La plage, le bruit des vagues, les bonnes odeurs de poissons, les palmiers... bienvenus à de San Juan del Sur, sur la côte pacifique du Nicaragua, où nous sommes restés trois jours.
Partis vendredi matin de Granada, nous n'avons pas échappé aux trois changements de bus et aux trajets debout pour venir jusqu'ici. La musique à fond la caisse, des bus en bien mauvais état et deux fois plus de monde que de place, un "adjudent" qui crie à la volée la destination dès qu'il croise quelqu'un, des vendeurs ambulants qui montent sans cesse, proposant boisson ou nourriture (souvent de la viande recouverte de fromage enroulée dans des feuilles de bananes, ou des sucreries) dans de petites bourses en plastiques que les Nicaraguayens achètent sans arrêt, vous voici dans les bus du Nicaragua !!! Une véritable institution ces repas d'ailleurs, parfois achetés par les fenêtres, mangés rapidement à la main dans les bus et dont les déchets finissent immanquablement balancés par les fenêtres.

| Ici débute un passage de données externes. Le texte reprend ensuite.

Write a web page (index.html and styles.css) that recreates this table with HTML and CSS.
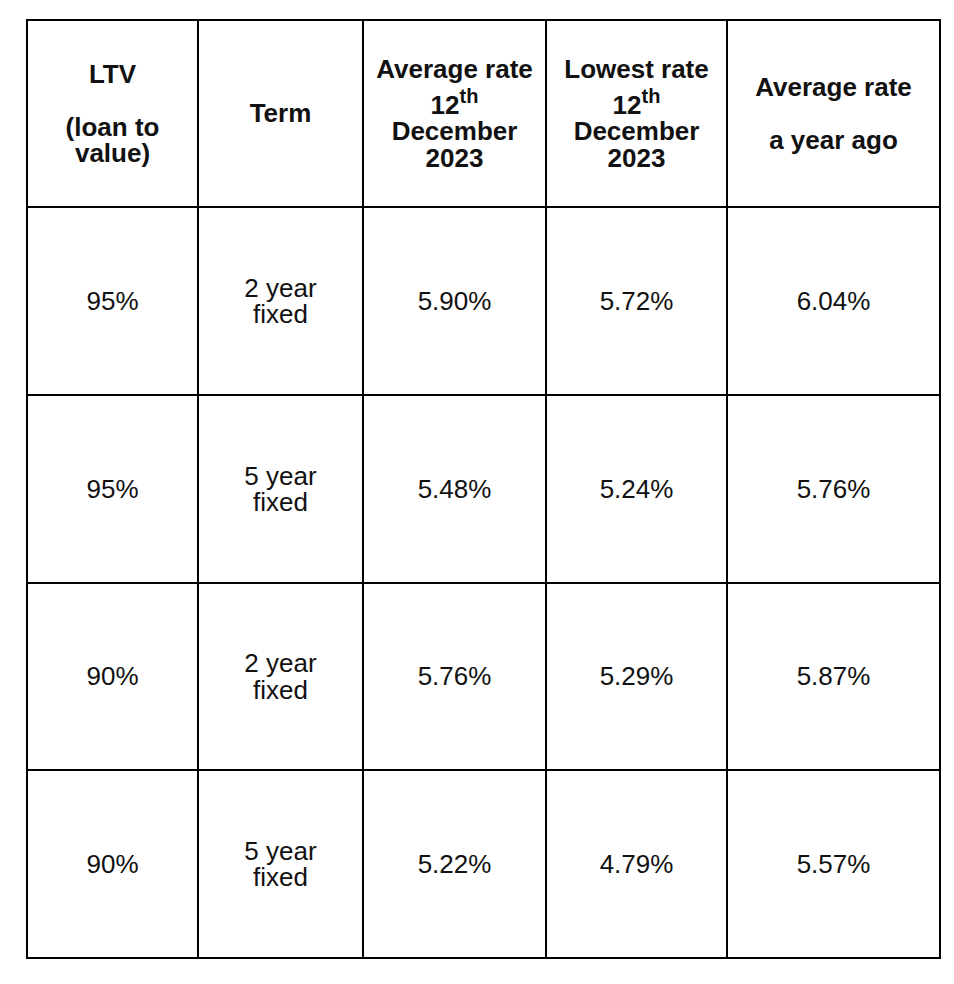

Trois heures plus tard, nous voici à San Juan del Sur, étape ajoutée en cours de route et qui se trouve être une petite ville assez isolée et bien agréable. Ce gros village est à taille humaine et paisible. Les locaux sont encore bien plus nombreux que les touristes et, comme toujours au Nicaragua, très sympas. Et n'oublions pas les plages, larges et bordées de palmiers... C'est sûr, on est loin des Caraïbes et de ses eaux transparentes bordées de sable blanc, mais les plages du Pacifique sont belles également, sauvages et préservées.
Si nous avons souhaité venir ici, ce n'est pas pour surfer comme la plupart des arrivants mais pour nous rendre au refuge de vie sylvestre la Flor, plage sur laquelle les tortues viennent par miliers durant certaines nuits pour pondre leurs oeufs.
Nous nous adressons à l'auberge Casa Oro, la seule à proposer une excursion emmenant chaque soir des visiteurs observer les tortues. Nous arrivons sur la plage vers 20h après trois quarts d'heure de pick-up, et commencons, accompagnés d'un guide de la réserve, à attendre en espérant qu'une tortue viendra ce soir... Elles viennent pondre sur cette plage, où elles-mêmes sont nées, entre les mois de juillet et de février, en sept ou huit vagues successives. C'est alors des miliers de tortues (qui pèsent entre 30 et 300 kgs selon les espèces) qui débarquent ici la même nuit et pondent une centaine d'oeufs chacune (chaque tortue vient en moyenne deux fois par an) avant de repartir dans les profondeurs de l'océan.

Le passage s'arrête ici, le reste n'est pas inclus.